February payrolls dropped by 36,000, the Labor Department reported last week, depressed in part by East Coast snowstorms that closed many businesses. Excluding the effects of the weather and the hiring of government workers to conduct the 2010 Census, payrolls would have climbed by about 100,000, Greenlaw said today in a Bloomberg Radio interview.

“If you get a plus 100,000 number again in March, then you’d be talking about a headline reading of a little bit better than 300,000 when you factor in the weather bounce-back and the census effect,” he said.
Mish Comment: Hello Greenlaw - Is the headline all this is important? Does the fact that all of these jobs will vanish by June mean anything?
The February drop in payrolls was smaller than the 68,000 median decline forecast by economists surveyed by Bloomberg News before the March 5 report. The jobless rate, which hasn’t increased since October, held at 9.7 percent, even as more people entered the workforce.
Mish Comment: Go figure. Bernanke trumped up the affect of snow and economists upped their job loss estimates to ridiculous levels, some over 200,000. I called this in advance, as the above links show.
“We expect a sharp snapback in March payrolls as well,” said Dean Maki, chief U.S. economist at Barclays Capital Inc. in New York, the most accurate forecaster in a Bloomberg News survey in December. He didn’t give a specific estimate.

Jan Hatzius, chief U.S. economist at Goldman Sachs Group Inc. in New York, said in a March 6 e-mail to customers that he anticipates payrolls this month will climb by about 275,000. About 50,000 of that represents the “underlying trend” in employment, he said, with about 100,000 attributable to the weather and another 125,000 to the census.
Mish Comment: Even after analysis shows that snow had no effect, economists are attributing 100,000 jobs to snow.
Joseph LaVorgna is more upbeat about the employment outlook, anticipating payroll gains averaging about 300,000 for the next three to four months.

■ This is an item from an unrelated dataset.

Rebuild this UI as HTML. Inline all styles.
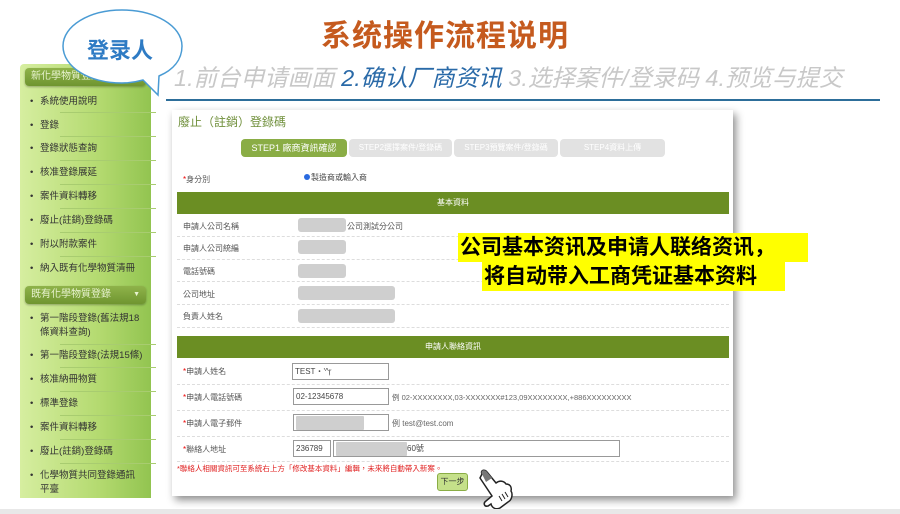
<!DOCTYPE html>
<html><head><meta charset="utf-8">
<style>
*{margin:0;padding:0;box-sizing:border-box}
body{width:900px;height:514px;position:relative;background:#fff;overflow:hidden;font-family:"Liberation Sans","Noto Sans CJK TC",sans-serif}
.a{position:absolute;white-space:nowrap}
.sc{font-family:"Liberation Sans","Noto Sans CJK SC",sans-serif}
.side{position:absolute;left:20px;top:64px;width:131px;height:434px;background:linear-gradient(90deg,#d6eea0,#b4da70 60%,#92c450);border-radius:4px 4px 0 0}
.hd{position:absolute;left:5px;width:121px;height:18px;background:linear-gradient(#8fb34a,#6f9530);border-radius:4px;color:#e8f3d0;font-size:10px;line-height:18px;padding-left:6px;box-shadow:0 1px 2px rgba(0,0,0,.3)}
.it{position:absolute;left:20px;font-size:9.5px;color:#333;line-height:14px}
.it:before{content:"•";position:absolute;left:-10px}
.sep{position:absolute;left:40px;width:96px;height:1px;background:#a8cc70}
.lbl{position:absolute;left:183px;font-size:8px;color:#555}
.rq:before{content:"*";color:#e00}
.gb{position:absolute;background:#cfcfcf;border-radius:3px;height:14px}
.dash{position:absolute;left:177px;width:552px;border-top:1px dashed #ddd}
.inp{position:absolute;border:1px solid #999;background:#fff;height:17px;font-size:8px;color:#444;line-height:15px;padding-left:2px}
</style></head><body>
<div class="a sc" style="left:321px;top:11px;font-size:30px;font-weight:bold;color:#c55a1e;letter-spacing:1px">系统操作流程说明</div>
<div class="a sc" style="left:174px;top:59px;font-size:23.5px;font-style:italic;color:#c8c8c8">1.前台申请画面 <span style="color:#2a6aa8">2.确认厂商资讯</span> 3.选择案件/登录码 4.预览与提交</div>
<div class="a" style="left:166px;top:99px;width:714px;height:2px;background:#2d6e9a"></div>

<div class="side">
<div class="hd" style="top:4px">新化學物質登錄</div>
<div class="it" style="top:31px">系統使用說明</div><div class="sep" style="top:48px;left:40px"></div>
<div class="it" style="top:55px">登錄</div><div class="sep" style="top:72px"></div>
<div class="it" style="top:78px">登錄狀態查詢</div><div class="sep" style="top:96px"></div>
<div class="it" style="top:102px">核准登錄展延</div><div class="sep" style="top:120px"></div>
<div class="it" style="top:126px">案件資料轉移</div><div class="sep" style="top:144px"></div>
<div class="it" style="top:150px">廢止(註銷)登錄碼</div><div class="sep" style="top:168px"></div>
<div class="it" style="top:174px">附以附款案件</div><div class="sep" style="top:192px"></div>
<div class="it" style="top:198px">納入既有化學物質清冊</div>
<div class="hd" style="top:222px">既有化學物質登錄<span style="position:absolute;right:6px;font-size:7px">▼</span></div>
<div class="it" style="top:248px">第一階段登錄(舊法規18<br>條資料查詢)</div><div class="sep" style="top:280px"></div>
<div class="it" style="top:285px">第一階段登錄(法規15條)</div><div class="sep" style="top:303px"></div>
<div class="it" style="top:309px">核准納冊物質</div><div class="sep" style="top:327px"></div>
<div class="it" style="top:333px">標準登錄</div><div class="sep" style="top:351px"></div>
<div class="it" style="top:357px">案件資料轉移</div><div class="sep" style="top:375px"></div>
<div class="it" style="top:381px">廢止(註銷)登錄碼</div><div class="sep" style="top:399px"></div>
<div class="it" style="top:405px">化學物質共同登錄通訊<br>平臺</div>
</div>

<svg class="a" style="left:55px;top:5px" width="135" height="95"><path d="M67 5 C100 5 127 21 127 41 C127 55 118 65 104 71 L103 90 L88 75 C81 77 74 78 67 78 C34 78 8 62 8 41 C8 21 34 5 67 5Z" fill="#fff" stroke="#4a9bd4" stroke-width="1.5"/></svg>
<div class="a sc" style="left:87px;top:33px;font-size:22px;font-weight:bold;color:#2e7bc4">登录人</div>

<div class="a" style="left:172px;top:110px;width:561px;height:386px;background:#fff;box-shadow:3px 4px 8px rgba(0,0,0,.45)"></div>
<div class="a" style="left:178px;top:113px;font-size:12px;color:#6f8f3a">廢止（註銷）登錄碼</div>
<div class="a" style="left:241px;top:139px;width:106px;height:18px;background:#8aad45;border-radius:4px;color:#fff;font-size:9px;text-align:center;line-height:18px">STEP1 廠商資訊確認</div>
<div class="a" style="left:349px;top:139px;width:103px;height:18px;background:#e2e2e2;border-radius:4px;color:#fff;font-size:8px;text-align:center;line-height:18px">STEP2選擇案件/登錄碼</div>
<div class="a" style="left:454px;top:139px;width:104px;height:18px;background:#e2e2e2;border-radius:4px;color:#fff;font-size:8px;text-align:center;line-height:18px">STEP3預覽案件/登錄碼</div>
<div class="a" style="left:560px;top:139px;width:105px;height:18px;background:#e2e2e2;border-radius:4px;color:#fff;font-size:8px;text-align:center;line-height:18px">STEP4資料上傳</div>
<div class="lbl rq" style="top:174px">身分別</div>
<div class="a" style="left:304px;top:172px;font-size:8px;color:#444"><span style="display:inline-block;width:6px;height:6px;border-radius:50%;background:#2a6ae0;margin-right:1px"></span>製造商或輸入商</div>
<div class="a" style="left:177px;top:192px;width:552px;height:22px;background:#6b8e23;color:#fff;font-size:8px;text-align:center;line-height:22px">基本資料</div>
<div class="lbl" style="top:221px">申請人公司名稱</div><div class="gb" style="left:298px;top:218px;width:48px"></div><div class="a" style="left:347px;top:221px;font-size:8px;color:#555">公司測試分公司</div>
<div class="dash" style="top:236px"></div>
<div class="lbl" style="top:243px">申請人公司統編</div><div class="gb" style="left:298px;top:240px;width:48px"></div>
<div class="dash" style="top:259px"></div>
<div class="lbl" style="top:266px">電話號碼</div><div class="gb" style="left:298px;top:264px;width:48px"></div>
<div class="dash" style="top:281px"></div>
<div class="lbl" style="top:289px">公司地址</div><div class="gb" style="left:298px;top:286px;width:97px"></div>
<div class="dash" style="top:304px"></div>
<div class="lbl" style="top:311px">負責人姓名</div><div class="gb" style="left:298px;top:309px;width:97px"></div>
<div class="dash" style="top:327px"></div>
<div class="a" style="left:177px;top:336px;width:552px;height:22px;background:#6b8e23;color:#fff;font-size:8px;text-align:center;line-height:22px">申請人聯絡資訊</div>
<div class="lbl rq" style="top:366px">申請人姓名</div><div class="inp" style="left:292px;top:363px;width:97px">TEST・'^ŗ</div>
<div class="dash" style="top:384px"></div>
<div class="lbl rq" style="top:392px">申請人電話號碼</div><div class="inp" style="left:293px;top:388px;width:96px">02-12345678</div>
<div class="a" style="left:392px;top:392px;font-size:7.5px;color:#666">例 02-XXXXXXXX,03-XXXXXXX#123,09XXXXXXXX,+886XXXXXXXXX</div>
<div class="dash" style="top:410px"></div>
<div class="lbl rq" style="top:418px">申請人電子郵件</div><div class="inp" style="left:293px;top:414px;width:96px"><div class="gb" style="left:2px;top:1px;width:68px;border-radius:1px"></div></div>
<div class="a" style="left:392px;top:418px;font-size:8px;color:#666">例 test@test.com</div>
<div class="dash" style="top:436px"></div>
<div class="lbl rq" style="top:444px">聯絡人地址</div><div class="inp" style="left:293px;top:440px;width:38px">236789</div>
<div class="inp" style="left:333px;top:440px;width:287px"><div class="gb" style="left:2px;top:1px;width:71px;border-radius:1px"></div><span style="position:absolute;left:73px">60號</span></div>
<div class="dash" style="top:461px"></div>
<div class="a" style="left:177px;top:463px;font-size:7.5px;color:#e02020">*聯絡人相關資訊可至系統右上方「修改基本資料」編輯，未來將自動帶入新案。</div>
<div class="a" style="left:437px;top:473px;width:31px;height:18px;background:#c5e08a;border:1px solid #8aad45;border-radius:3px;font-size:8px;color:#333;text-align:center;line-height:16px">下一步</div>
<svg class="a" style="left:474px;top:468px" width="42" height="42"><path d="M8 6 C6 2 11 1 13 4 L22 15 C26 12 30 13 32 16 C36 16 38 19 37 23 C39 26 38 32 34 34 L26 40 C22 42 18 40 17 36 L14 38 C10 39 9 35 12 33 L18 28 L6 10 Z" fill="#fff" stroke="#222" stroke-width="1.5"/><path d="M8 6 C6 2 11 1 13 4 L18 10 L12 14 Z" fill="#777"/><path d="M25 28 L28 33 M28 26 L31 31 M31 24 L34 29" stroke="#222" stroke-width="1"/></svg>

<div class="a sc" style="left:458px;top:233px;height:29px;width:350px;background:#ffff00;font-size:21px;font-weight:bold;color:#000;line-height:29px;padding-left:2px">公司基本资讯及申请人联络资讯，</div>
<div class="a sc" style="left:482px;top:262px;height:29px;width:303px;background:#ffff00;font-size:21px;font-weight:bold;color:#000;line-height:29px;padding-left:2px">将自动带入工商凭证基本资料</div>
<div class="a" style="left:0;top:509px;width:900px;height:5px;background:#e8e8e8"></div>
</body></html>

“We have overcut inventories, we have overcut capital spending and we have overcut jobs,” said LaVorgna, chief U.S. economist at Deutsche Bank Securities Inc. in New York. A March payroll gain of as much as 450,000 “can’t be ruled out,” he said, and further increases are “going to convince people of the sustainability and durability of the recovery.”

“We could easily see” 300,000 jobs added this month, Brian Wesbury, chief economist at First Trust Portfolios in Wheaton, Illinois, said today in a Bloomberg Radio interview. “I don’t expect to see consistent gains of that size, but clearly March could be that number.”
I'll Take The Under

“We have overcut inventories, we have overcut capital spending and we have overcut jobs,” said LaVorgna, chief U.S. economist at Deutsche Bank Securities Inc. in New York. A March payroll gain of as much as 450,000 “can’t be ruled out,” he said, and further increases are “going to convince people of the sustainability and durability of the recovery.”

Even if by some miracle we see 450,000 jobs in March, they will all vanish by June. Not one of those quoted in the article above mentioned either of these points

1. These jobs are part-time
2. They will be gone by June or July

Economist clowns were wrong about snow last month, and now they are massively wrong in the other direction, confusing part time, temporary hiring with a sustainable recovery.